The activity of constitutive nitric oxide synthase is increased by the pathway cAMP/cAMP-activated protein kinase in human platelets. New insights into the antiaggregating effects of cAMP-elevating agents

Abstract

Human platelets synthesize nitric oxide (NO) through an endothelial-type NO synthase (ecNOS) activated also by substances enhancing 3′,5′-cyclic adenosine monophosphate (cAMP) concentrations, such as catecholamines, β-adrenoceptor agonists and adenosine. To verify whether cAMP directly activates ecNOS through the cAMP-dependent protein kinase A (PKA), we evaluated (i) the influence of 8-Br-cAMP, adenosine and forskolin on ecNOS activity and phosphorylation at Ser 1177 and (ii) the effect of PKA inhibition on ecNOS activity. Platelets from 10 healthy male volunteers were used for aggregation studies and measurement of NOS activity (conversion of l-[ 3H]-arginine to l-[ 3H]-citrulline) following exposure to 8-Br-cAMP, adenosine and forskolin, both in the absence and in the presence of the PKA inhibitor Rp-cAMPS (100 μmol/l). The phosphorylation of the PKA substrate vasodilator-stimulated phosphoprotein (VASP) at Ser 157 and Ser 239 and of ecNOS at Ser 1177 was evaluated by Western blot. NOS activity (pmol l-citrulline/10 8 platelets) increased from 0.090±0.002 to 0.148±0.013 with 500 μmol/l 8-Br-cAMP ( p<0.0001), to 0.140±0.008 with 30 μmol/l adenosine ( p<0.0001) and to 0.140±0.009 with 10 μmol/l forskolin ( p<0.0001). Rp-cAMPS decreased baseline NOS activity from 0.093±0.001 to 0.075±0.006 ( p<0.02) and prevented the stimulation by 8-Br-cAMP, adenosine and forskolin.
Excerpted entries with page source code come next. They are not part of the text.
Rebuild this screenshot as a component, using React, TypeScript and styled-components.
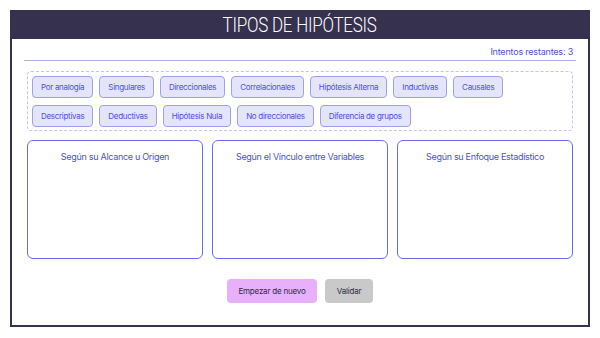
import React from "react";
import styled, { createGlobalStyle } from "styled-components";

const Global = createGlobalStyle`
  html, body { margin: 0; padding: 0; background: #ffffff; }
  * { box-sizing: border-box; }
`;

const Frame = styled.div`
  margin: 10px 0 0 10px;
  width: 580px;
  height: 317px;
  border: 2px solid #36314f;
  border-top: none;
  display: flex;
  flex-direction: column;
  font-family: Inter, "Liberation Sans", sans-serif;
`;

const Header = styled.div`
  height: 29px;
  margin: 0 -2px;
  background: #36314f;
  display: flex;
  align-items: center;
  justify-content: center;
`;

const Title = styled.span`
  display: inline-block;
  color: #ffffff;
  font-family: Roboto, "Liberation Sans", sans-serif;
  font-weight: 300;
  font-size: 20px;
  letter-spacing: -0.3px;
  transform: scaleX(0.85);
`;

const Body = styled.div`
  flex: 1;
  display: flex;
  flex-direction: column;
  padding: 0 15px;
`;

const Attempts = styled.div`
  padding-top: 7px;
  height: 22px;
  text-align: right;
  font-size: 9px;
  letter-spacing: -0.2px;
  color: #4b50e0;
  border-bottom: 1px solid #aab0e2;
  margin: 0 -3px;
  padding-right: 3px;
`;

const Pool = styled.div`
  margin-top: 10px;
  height: 60px;
  border: 1px dashed #c4c6e8;
  border-radius: 4px;
  padding: 4px 4px;
  display: flex;
  flex-wrap: wrap;
  align-content: flex-start;
  gap: 7px 6px;
`;

const Chip = styled.div`
  height: 22px;
  padding: 0 8px;
  display: flex;
  align-items: center;
  background: #e4e4fb;
  border: 1px solid #9fa2ea;
  border-radius: 4px;
  color: #4b50e0;
  font-size: 8px;
  letter-spacing: -0.3px;
  white-space: nowrap;
`;

const Columns = styled.div`
  margin-top: 9px;
  display: grid;
  grid-template-columns: repeat(3, 1fr);
  gap: 9px;
`;

const Column = styled.div`
  height: 119px;
  border: 1px solid #6a6ee0;
  border-radius: 6px;
  padding-top: 10px;
  text-align: center;
  font-size: 9px;
  letter-spacing: -0.3px;
  color: #4b50e0;
`;

const Actions = styled.div`
  margin-top: 20px;
  display: flex;
  justify-content: center;
  gap: 8px;
`;

const Button = styled.div<{ $bg: string; $w: number }>`
  width: ${(p) => p.$w}px;
  height: 24px;
  border-radius: 4px;
  background: ${(p) => p.$bg};
  display: flex;
  align-items: center;
  justify-content: center;
  font-size: 8px;
  letter-spacing: -0.2px;
  color: #2e2a44;
`;

const row = [
  "Por analogía",
  "Singulares",
  "Direccionales",
  "Correlacionales",
  "Hipótesis Alterna",
  "Inductivas",
  "Causales",
  "Descriptivas",
  "Deductivas",
  "Hipótesis Nula",
  "No direccionales",
  "Diferencia de grupos",
];

const cols = [
  "Según su Alcance u Origen",
  "Según el Vínculo entre Variables",
  "Según su Enfoque Estadístico",
];

export default function App() {
  return (
    <>
      <Global />
      <Frame>
        <Header>
          <Title>TIPOS DE HIPÓTESIS</Title>
        </Header>
        <Body>
          <Attempts>Intentos restantes: 3</Attempts>
          <Pool>
            {row.map((r) => (
              <Chip key={r}>{r}</Chip>
            ))}
          </Pool>
          <Columns>
            {cols.map((c) => (
              <Column key={c}>{c}</Column>
            ))}
          </Columns>
          <Actions>
            <Button $bg="#e8b0fb" $w={90}>Empezar de nuevo</Button>
            <Button $bg="#c9c9c9" $w={48}>Validar</Button>
          </Actions>
        </Body>
      </Frame>
    </>
  );
}
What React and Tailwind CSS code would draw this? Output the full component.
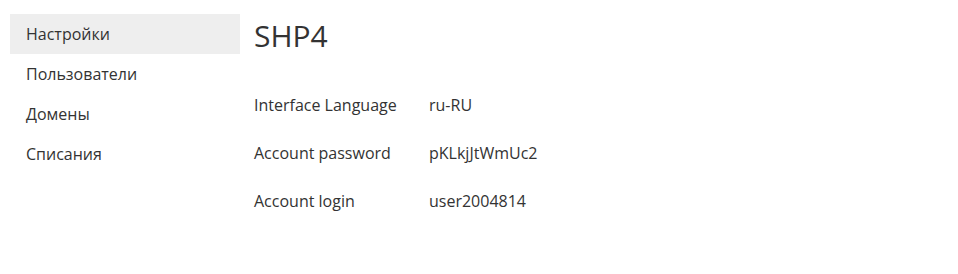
export default function App() {
  const nav = ["Настройки", "Пользователи", "Домены", "Списания"];
  const rows = [
    ["Interface Language", "ru-RU"],
    ["Account password", "pKLkjJtWmUc2"],
    ["Account login", "user2004814"],
  ];
  return (
    <div className="flex pt-[14px] pl-[10px] bg-white text-[#333333] min-h-[274px]" style={{ fontFamily: '"Open Sans", sans-serif' }}>
      <div className="w-[230px] flex flex-col">
        {nav.map((n, i) => (
          <div key={n} className={`h-[40px] flex items-center pl-[16px] text-[16px] ${i === 0 ? "bg-[#eeeeee]" : ""}`}>
            {n}
          </div>
        ))}
      </div>
      <div className="pl-[14px]">
        <h1 className="text-[30px] leading-[44px]">SHP4</h1>
        <div className="mt-[23px] flex flex-col">
          {rows.map(([k, v]) => (
            <div key={k} className="flex h-[48px] items-center text-[16px]">
              <div className="w-[175px]">{k}</div>
              <div>{v}</div>
            </div>
          ))}
        </div>
      </div>
    </div>
  );
}
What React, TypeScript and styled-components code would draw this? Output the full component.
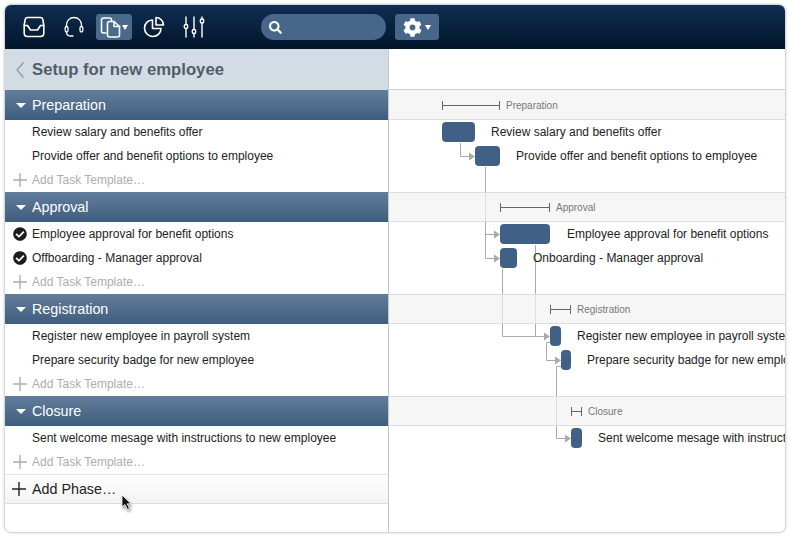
import React from "react";
import styled, { createGlobalStyle } from "styled-components";
import { FaCheckCircle, FaCog, FaSearch } from "react-icons/fa";

const GlobalStyle = createGlobalStyle`
  html, body {
    margin: 0;
    padding: 0;
    background: #fff;
    font-family: "Liberation Sans", Arial, sans-serif;
  }
`;

const Page = styled.div`
  position: relative;
  width: 790px;
  height: 537px;
  padding: 5px;
  box-sizing: border-box;
  overflow: hidden;
`;

const Window = styled.div`
  display: flex;
  flex-direction: column;
  width: 780px;
  height: 527px;
  border-radius: 6px;
  overflow: hidden;
  background: #fff;
  box-shadow: 0 0 3px rgba(0, 0, 0, 0.45);
`;

const Toolbar = styled.div`
  display: flex;
  align-items: center;
  flex: none;
  gap: 4px;
  height: 44px;
  padding-left: 11px;
  background: linear-gradient(#0f2e52, #02152b);
`;

const ToolButton = styled.div<{ $active?: boolean }>`
  display: flex;
  align-items: center;
  justify-content: center;
  width: 36px;
  height: 26px;
  border-radius: 3px;
  color: #fff;
  background: ${(props) => (props.$active ? "#4a6a8c" : "transparent")};
`;

const Caret = styled.span`
  width: 0;
  height: 0;
  margin-left: 1px;
  border-left: 3px solid transparent;
  border-right: 3px solid transparent;
  border-top: 5px solid #fff;
`;

const Search = styled.div`
  display: flex;
  align-items: center;
  width: 125px;
  height: 26px;
  margin-left: 45px;
  padding-left: 8px;
  box-sizing: border-box;
  border-radius: 13px;
  color: #fff;
  background: #47668a;
`;

const GearButton = styled.div`
  display: flex;
  align-items: center;
  justify-content: center;
  gap: 2px;
  width: 44px;
  height: 26px;
  margin-left: 5px;
  border-radius: 3px;
  color: #fff;
  background: #47668a;
`;

const Panes = styled.div`
  display: flex;
  flex: 1;
  min-height: 0;
`;

const LeftPane = styled.div`
  flex: none;
  width: 383px;
  border-right: 1px solid #c4c8cc;
`;

const RightPane = styled.div`
  flex: 1;
  min-width: 0;
  overflow: hidden;
`;

const TitleBar = styled.div`
  display: flex;
  align-items: center;
  height: 41px;
  padding-left: 11px;
  box-sizing: border-box;
  background: #d3dce5;
`;

const Title = styled.h1`
  margin: 0 0 0 8px;
  font-size: 16.7px;
  font-weight: bold;
  color: #525c68;
`;

const PhaseHeader = styled.div`
  display: flex;
  align-items: center;
  height: 30px;
  padding-left: 11px;
  box-sizing: border-box;
  font-size: 14.3px;
  color: #fff;
  background: linear-gradient(#627d9a, #3e5d7e);
`;

const PhaseCaret = styled.span`
  width: 0;
  height: 0;
  margin-right: 6px;
  border-left: 5px solid transparent;
  border-right: 5px solid transparent;
  border-top: 5px solid #fff;
`;

const TaskRow = styled.div<{ $muted?: boolean }>`
  display: flex;
  align-items: center;
  height: 24px;
  font-size: 12px;
  color: ${(props) => (props.$muted ? "#adadad" : "#222")};
`;

const RowIcon = styled.span`
  display: flex;
  align-items: center;
  flex: none;
  width: 19px;
  margin-left: 8px;
  color: #1d1d1f;
`;

const AddPhaseRow = styled.div`
  display: flex;
  align-items: center;
  height: 30px;
  box-sizing: border-box;
  font-size: 14.3px;
  color: #222;
  border-top: 1px solid #e4e4e4;
  border-bottom: 1px solid #dcdcdc;
  background: linear-gradient(#fff, #f3f3f3);

  svg {
    margin-left: -1px;
  }
`;

const ChartTop = styled.div`
  height: 41px;
  box-sizing: border-box;
  border-bottom: 1px solid #cfcfcf;
`;

const ChartBody = styled.div`
  position: relative;
`;

const Connectors = styled.svg`
  position: absolute;
  top: 0;
  left: 0;
`;

const ChartPhase = styled.div<{ $lined: boolean }>`
  position: relative;
  display: flex;
  align-items: center;
  height: 30px;
  box-sizing: border-box;
  border-top: 1px solid ${(props) => (props.$lined ? "#dedede" : "transparent")};
  border-bottom: 1px solid #dedede;
  background: rgba(243, 243, 243, 0.72);
`;

const Bracket = styled.span<{ $left: number; $width: number }>`
  flex: none;
  width: ${(props) => props.$width}px;
  height: 9px;
  margin-left: ${(props) => props.$left}px;
  box-sizing: border-box;
  border-left: 1px solid #666;
  border-right: 1px solid #666;
  background: linear-gradient(#666, #666) center / 100% 1px no-repeat;
`;

const BracketLabel = styled.span`
  margin-left: 6px;
  font-size: 10px;
  color: #777;
`;

const ChartRow = styled.div`
  position: relative;
  display: flex;
  align-items: center;
  height: 24px;
`;

const Bar = styled.span<{ $left: number; $width: number }>`
  flex: none;
  width: ${(props) => props.$width}px;
  height: 20px;
  margin-left: ${(props) => props.$left}px;
  border-radius: 4px;
  background: #406185;
`;

const BarLabel = styled.span<{ $gap: number }>`
  flex: none;
  margin-left: ${(props) => props.$gap}px;
  font-size: 12px;
  white-space: nowrap;
  color: #222;
`;

const Cursor = styled.svg`
  position: absolute;
  top: 494px;
  left: 121px;
  filter: drop-shadow(1px 2px 1.5px rgba(0, 0, 0, 0.45));
`;

interface Task {
  name: string;
  done?: boolean;
  left: number;
  width: number;
  gap: number;
}

interface Phase {
  name: string;
  left: number;
  width: number;
  tasks: Task[];
}

const phases: Phase[] = [
  {
    name: "Preparation",
    left: 53,
    width: 58,
    tasks: [
      { name: "Review salary and benefits offer", left: 53, width: 33, gap: 16 },
      { name: "Provide offer and benefit options to employee", left: 86, width: 25, gap: 16 },
    ],
  },
  {
    name: "Approval",
    left: 111,
    width: 50,
    tasks: [
      { name: "Employee approval for benefit options", done: true, left: 111, width: 50, gap: 17 },
      { name: "Offboarding - Manager approval", done: true, left: 111, width: 17, gap: 16 },
    ],
  },
  {
    name: "Registration",
    left: 161,
    width: 21,
    tasks: [
      { name: "Register new employee in payroll system", left: 161, width: 11, gap: 16 },
      { name: "Prepare security badge for new employee", left: 172, width: 10, gap: 16 },
    ],
  },
  {
    name: "Closure",
    left: 182,
    width: 11,
    tasks: [
      { name: "Sent welcome mesage with instructions to new employee", left: 182, width: 11, gap: 16 },
    ],
  },
];

// chart coordinates, origin at the top left of the phase rows
const links = [
  "M71.5 53V66.5H81",
  "M96.5 77V168.5H106M96.5 144.5H106",
  "M146.5 155V246.5H156",
  "M113.5 179V246.5H156",
  "M161 252.5H157.5V270.5H167",
  "M172 276.5H167.5V348.5H177",
];

const arrows = [
  [86, 66.5],
  [111, 144.5],
  [111, 168.5],
  [161, 246.5],
  [172, 270.5],
  [182, 348.5],
];

const PlusIcon: React.FC<{ size: number; color: string }> = ({ size, color }) => (
  <svg width={size} height={size} viewBox="0 0 14 14">
    <path d="M7 0V14M0 7H14" stroke={color} strokeWidth="1.4" fill="none" />
  </svg>
);

const stroke = {
  fill: "none",
  stroke: "#fff",
  strokeWidth: 1.6,
  strokeLinecap: "round" as const,
  strokeLinejoin: "round" as const,
};

const InboxIcon = () => (
  <svg width="22" height="22" viewBox="0 0 22 22" {...stroke}>
    <path d="M4.5 1.5H17.5C18.6 1.5 19.5 2.3 19.8 3.4L20.8 9V17C20.8 19 19.5 20.5 17.5 20.5H4.5C2.5 20.5 1.2 19 1.2 17V9L2.2 3.4C2.5 2.3 3.4 1.5 4.5 1.5Z" />
    <path d="M1.2 9.5H4.5L7.5 14H14.5L17.5 9.5H20.8" />
  </svg>
);

const HeadsetIcon = () => (
  <svg width="22" height="22" viewBox="0 0 22 22" {...stroke} strokeWidth={1.3}>
    <path d="M3.5 10.5V9C3.5 4.6 6.8 1.5 11 1.5S18.5 4.6 18.5 9V10.5" />
    <rect x="2.2" y="10.5" width="2.8" height="5.5" rx="1.4" />
    <rect x="17" y="10.5" width="2.8" height="5.5" rx="1.4" />
    <path d="M3.5 16C3.5 18.6 5 20 7.5 20H10" />
  </svg>
);

const DocsIcon = () => (
  <svg width="21" height="21" viewBox="0 0 21 21" {...stroke}>
    <path d="M6 16H3.5C2.4 16 1.5 15.1 1.5 14V3C1.5 1.9 2.4 1 3.5 1H9.5C10.6 1 11.5 1.9 11.5 3V4.5" />
    <path d="M7.5 6.5C7.5 5.4 8.4 4.5 9.5 4.5H14L19.5 9.5V18C19.5 19.1 18.6 20 17.5 20H9.5C8.4 20 7.5 19.1 7.5 18Z" />
    <path d="M14 4.5V9.5H19.5" />
  </svg>
);

const PieIcon = () => (
  <svg width="22" height="22" viewBox="0 0 22 22" {...stroke}>
    <path d="M9.5 4C5 4 1.5 7.6 1.5 12C1.5 16.7 5.3 20.5 10 20.5C14.4 20.5 18 17 18 12.5H9.5Z" />
    <path d="M13 1.5V9H20.5C20.5 5 17 1.5 13 1.5Z" />
  </svg>
);

const SlidersIcon = () => (
  <svg width="22" height="22" viewBox="0 0 22 22" {...stroke} strokeWidth={1.4}>
    <path d="M3 1V8.5M3 12.5V21M11 1V13.5M11 17.5V21M19 1V3M19 7V21" />
    <rect x="1.3" y="8.5" width="3.4" height="4" rx="1.5" />
    <rect x="9.3" y="13.5" width="3.4" height="4" rx="1.5" />
    <rect x="17.3" y="3" width="3.4" height="4" rx="1.5" />
  </svg>
);

const App: React.FC = () => {
  return (
    <Page>
      <GlobalStyle />
      <Window>
        <Toolbar>
          <ToolButton>
            <InboxIcon />
          </ToolButton>
          <ToolButton>
            <HeadsetIcon />
          </ToolButton>
          <ToolButton $active>
            <DocsIcon />
            <Caret />
          </ToolButton>
          <ToolButton>
            <PieIcon />
          </ToolButton>
          <ToolButton>
            <SlidersIcon />
          </ToolButton>
          <Search>
            <FaSearch size={13} />
          </Search>
          <GearButton>
            <FaCog size={19} />
            <Caret />
          </GearButton>
        </Toolbar>
        <Panes>
          <LeftPane>
            <TitleBar>
              <svg width="8" height="16" viewBox="0 0 8 16">
                <path d="M7.5 .5L1 8L7.5 15.5" fill="none" stroke="#8b98a6" strokeWidth="1.2" />
              </svg>
              <Title>Setup for new employee</Title>
            </TitleBar>
            {phases.map((phase) => (
              <div key={phase.name}>
                <PhaseHeader>
                  <PhaseCaret />
                  {phase.name}
                </PhaseHeader>
                {phase.tasks.map((task) => (
                  <TaskRow key={task.name}>
                    <RowIcon>{task.done && <FaCheckCircle size={14} />}</RowIcon>
                    {task.name}
                  </TaskRow>
                ))}
                <TaskRow $muted>
                  <RowIcon>
                    <PlusIcon size={14} color="#adadad" />
                  </RowIcon>
                  Add Task Template…
                </TaskRow>
              </div>
            ))}
            <AddPhaseRow>
              <RowIcon>
                <PlusIcon size={14} color="#222" />
              </RowIcon>
              Add Phase…
            </AddPhaseRow>
          </LeftPane>
          <RightPane>
            <ChartTop />
            <ChartBody>
              <Connectors width="396" height="414">
                <path d={links.join("")} fill="none" stroke="#aaa" />
                {arrows.map(([x, y]) => (
                  <polygon
                    key={`${x}-${y}`}
                    points={`${x - 6},${y - 4} ${x},${y} ${x - 6},${y + 4}`}
                    fill="#aaa"
                  />
                ))}
              </Connectors>
              {phases.map((phase, i) => (
                <div key={phase.name}>
                  <ChartPhase $lined={i > 0}>
                    <Bracket $left={phase.left} $width={phase.width} />
                    <BracketLabel>{phase.name}</BracketLabel>
                  </ChartPhase>
                  {phase.tasks.map((task) => (
                    <ChartRow key={task.name}>
                      <Bar $left={task.left} $width={task.width} />
                      <BarLabel $gap={task.gap}>
                        {task.name.replace("Offboarding", "Onboarding")}
                      </BarLabel>
                    </ChartRow>
                  ))}
                  {i < phases.length - 1 && <ChartRow />}
                </div>
              ))}
            </ChartBody>
          </RightPane>
        </Panes>
      </Window>
      <Cursor width="12" height="17" viewBox="0 0 12 17">
        <path d="M1 1V13L4 10.5L6.5 15.5L8.5 14.5L6.2 9.8H10Z" fill="#111" stroke="#fff" strokeWidth=".8" />
      </Cursor>
    </Page>
  );
};

export default App;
Platelet exposure to 8-Br-cAMP and forskolin, beside the phosphorylation of the specific PKA substrate VASP, markedly increased the expression of ecNOS protein phosphorylated at Ser 1177. The study shows that NOS activity of human platelets is increased by the cAMP/PKA pathway which is involved in NO synthesis induced by adenosine, forskolin and potentially by every antiaggregating substance enhancing intraplatelet cAMP via receptor-dependent and -independent mechanisms.